* EXERCISE: Locate each line below that includes "with" and reproduce it.

* AVAILABLE DATA:
********************
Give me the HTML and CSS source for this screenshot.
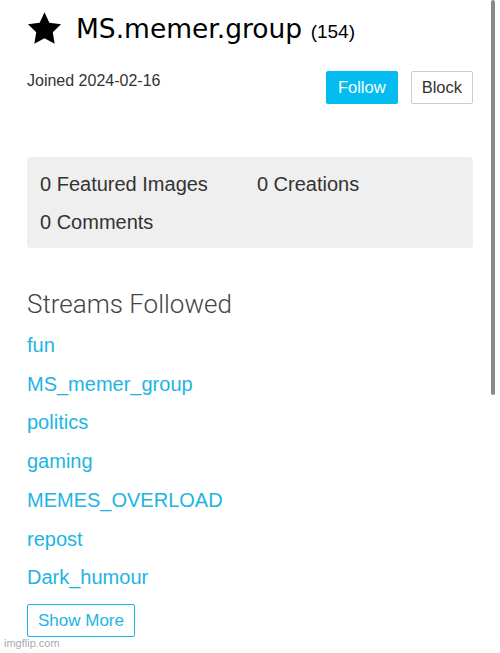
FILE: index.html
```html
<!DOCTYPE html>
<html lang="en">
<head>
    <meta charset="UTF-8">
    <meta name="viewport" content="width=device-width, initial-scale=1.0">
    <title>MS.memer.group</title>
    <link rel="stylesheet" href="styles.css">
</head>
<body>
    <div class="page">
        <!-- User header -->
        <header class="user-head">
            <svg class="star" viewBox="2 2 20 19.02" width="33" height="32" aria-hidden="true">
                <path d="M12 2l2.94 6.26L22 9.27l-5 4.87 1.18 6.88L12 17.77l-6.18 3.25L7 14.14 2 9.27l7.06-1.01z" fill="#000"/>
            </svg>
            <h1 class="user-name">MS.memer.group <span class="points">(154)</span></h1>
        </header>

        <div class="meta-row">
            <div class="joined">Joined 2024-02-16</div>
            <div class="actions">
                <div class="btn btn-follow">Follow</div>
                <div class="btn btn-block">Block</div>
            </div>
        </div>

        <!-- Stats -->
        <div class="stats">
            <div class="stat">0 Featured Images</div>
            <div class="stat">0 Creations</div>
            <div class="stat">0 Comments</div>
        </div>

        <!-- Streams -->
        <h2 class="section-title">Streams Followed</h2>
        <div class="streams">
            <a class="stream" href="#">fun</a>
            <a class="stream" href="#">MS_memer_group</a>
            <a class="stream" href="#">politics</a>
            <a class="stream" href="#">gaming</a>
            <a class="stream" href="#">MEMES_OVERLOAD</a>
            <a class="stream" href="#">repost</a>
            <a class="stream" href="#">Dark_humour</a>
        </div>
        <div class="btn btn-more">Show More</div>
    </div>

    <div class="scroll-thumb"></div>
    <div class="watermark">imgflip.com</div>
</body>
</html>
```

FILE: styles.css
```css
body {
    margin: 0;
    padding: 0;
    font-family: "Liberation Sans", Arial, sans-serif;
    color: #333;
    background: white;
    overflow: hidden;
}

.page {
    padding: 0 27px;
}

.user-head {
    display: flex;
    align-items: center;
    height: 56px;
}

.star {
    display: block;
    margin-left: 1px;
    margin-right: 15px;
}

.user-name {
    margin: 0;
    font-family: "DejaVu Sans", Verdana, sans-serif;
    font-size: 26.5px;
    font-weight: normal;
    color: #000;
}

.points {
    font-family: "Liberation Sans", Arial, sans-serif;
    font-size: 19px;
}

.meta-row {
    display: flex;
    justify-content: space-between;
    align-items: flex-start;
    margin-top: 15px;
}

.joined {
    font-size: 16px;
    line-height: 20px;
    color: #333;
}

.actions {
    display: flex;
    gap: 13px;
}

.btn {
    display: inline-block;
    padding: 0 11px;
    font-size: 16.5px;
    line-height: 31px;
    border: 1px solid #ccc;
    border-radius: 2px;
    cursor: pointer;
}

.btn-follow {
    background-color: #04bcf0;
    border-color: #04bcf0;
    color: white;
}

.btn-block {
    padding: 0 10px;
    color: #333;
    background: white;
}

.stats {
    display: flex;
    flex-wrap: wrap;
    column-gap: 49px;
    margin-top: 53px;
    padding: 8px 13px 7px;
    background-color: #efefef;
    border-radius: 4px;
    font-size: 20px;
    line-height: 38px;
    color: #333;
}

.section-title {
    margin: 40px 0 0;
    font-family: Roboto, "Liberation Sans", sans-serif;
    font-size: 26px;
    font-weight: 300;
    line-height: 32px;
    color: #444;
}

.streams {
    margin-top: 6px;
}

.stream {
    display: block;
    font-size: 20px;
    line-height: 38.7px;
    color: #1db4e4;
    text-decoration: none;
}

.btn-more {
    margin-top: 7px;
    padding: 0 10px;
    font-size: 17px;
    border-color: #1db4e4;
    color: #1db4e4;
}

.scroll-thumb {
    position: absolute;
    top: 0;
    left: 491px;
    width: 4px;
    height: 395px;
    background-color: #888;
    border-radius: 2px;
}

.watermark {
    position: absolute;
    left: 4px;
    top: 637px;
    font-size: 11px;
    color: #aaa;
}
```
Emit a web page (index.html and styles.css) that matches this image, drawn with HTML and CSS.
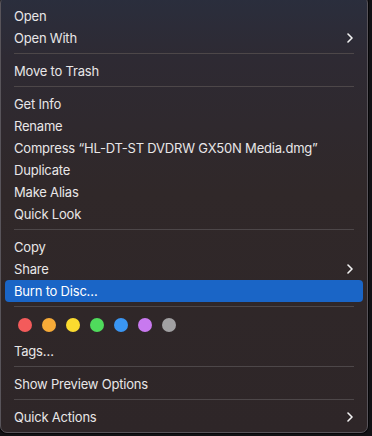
********************
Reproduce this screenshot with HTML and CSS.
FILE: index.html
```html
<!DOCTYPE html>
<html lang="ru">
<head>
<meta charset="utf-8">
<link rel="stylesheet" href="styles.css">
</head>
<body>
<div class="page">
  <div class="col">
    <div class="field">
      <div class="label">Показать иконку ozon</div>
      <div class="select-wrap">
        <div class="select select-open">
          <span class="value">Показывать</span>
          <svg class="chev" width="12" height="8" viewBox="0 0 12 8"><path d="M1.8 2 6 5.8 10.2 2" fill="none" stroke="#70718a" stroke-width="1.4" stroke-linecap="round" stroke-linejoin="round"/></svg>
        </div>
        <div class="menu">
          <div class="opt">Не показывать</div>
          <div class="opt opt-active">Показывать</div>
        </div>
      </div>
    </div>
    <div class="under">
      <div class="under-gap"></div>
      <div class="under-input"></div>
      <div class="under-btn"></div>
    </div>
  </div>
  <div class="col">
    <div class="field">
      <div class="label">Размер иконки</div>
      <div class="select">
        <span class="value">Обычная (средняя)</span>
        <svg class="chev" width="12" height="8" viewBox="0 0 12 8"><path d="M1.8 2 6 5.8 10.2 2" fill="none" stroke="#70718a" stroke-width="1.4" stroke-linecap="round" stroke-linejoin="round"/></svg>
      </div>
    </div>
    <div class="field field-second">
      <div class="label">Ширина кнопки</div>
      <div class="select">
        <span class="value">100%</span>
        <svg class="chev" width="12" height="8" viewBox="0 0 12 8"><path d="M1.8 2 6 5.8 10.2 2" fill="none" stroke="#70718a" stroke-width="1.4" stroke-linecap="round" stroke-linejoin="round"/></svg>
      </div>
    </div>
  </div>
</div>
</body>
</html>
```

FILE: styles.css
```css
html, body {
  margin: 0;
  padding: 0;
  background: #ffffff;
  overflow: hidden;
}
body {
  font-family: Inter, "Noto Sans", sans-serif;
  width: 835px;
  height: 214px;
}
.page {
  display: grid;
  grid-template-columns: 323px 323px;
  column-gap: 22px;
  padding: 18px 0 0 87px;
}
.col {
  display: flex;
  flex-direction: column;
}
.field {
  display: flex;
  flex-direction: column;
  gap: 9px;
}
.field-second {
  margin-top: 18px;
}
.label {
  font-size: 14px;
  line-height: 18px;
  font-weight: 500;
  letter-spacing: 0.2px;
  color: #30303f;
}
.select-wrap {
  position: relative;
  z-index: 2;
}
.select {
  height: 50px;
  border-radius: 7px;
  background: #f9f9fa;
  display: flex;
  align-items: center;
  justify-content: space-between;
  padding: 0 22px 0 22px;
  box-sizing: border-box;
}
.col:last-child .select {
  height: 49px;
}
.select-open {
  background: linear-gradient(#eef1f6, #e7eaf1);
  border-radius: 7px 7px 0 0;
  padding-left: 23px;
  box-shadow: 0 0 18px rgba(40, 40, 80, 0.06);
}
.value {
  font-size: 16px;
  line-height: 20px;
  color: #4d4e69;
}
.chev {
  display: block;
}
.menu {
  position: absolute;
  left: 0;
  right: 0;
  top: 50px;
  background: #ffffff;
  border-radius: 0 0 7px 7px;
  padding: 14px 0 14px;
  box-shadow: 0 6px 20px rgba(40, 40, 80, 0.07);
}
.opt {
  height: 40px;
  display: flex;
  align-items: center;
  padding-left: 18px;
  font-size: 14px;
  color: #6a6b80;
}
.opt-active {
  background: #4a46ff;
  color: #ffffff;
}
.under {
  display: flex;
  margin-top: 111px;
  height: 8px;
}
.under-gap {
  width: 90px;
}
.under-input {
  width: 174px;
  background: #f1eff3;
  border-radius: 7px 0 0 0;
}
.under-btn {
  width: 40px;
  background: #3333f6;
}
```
********************
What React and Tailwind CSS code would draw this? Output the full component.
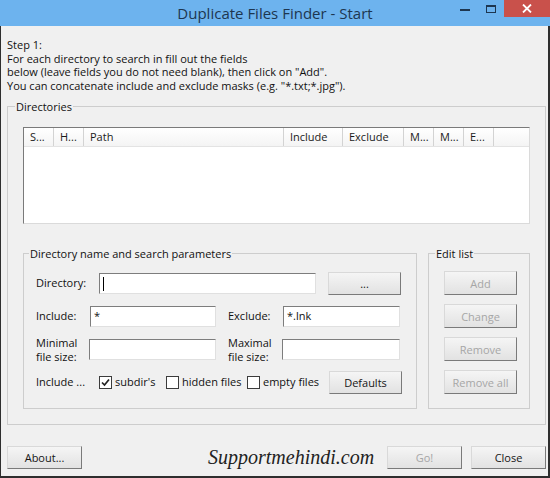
********************
* FINISHED EXERCISE:
Emit a web page (index.html and styles.css) that matches this image, drawn with HTML and CSS.
Reproduce this screenshot with HTML and CSS.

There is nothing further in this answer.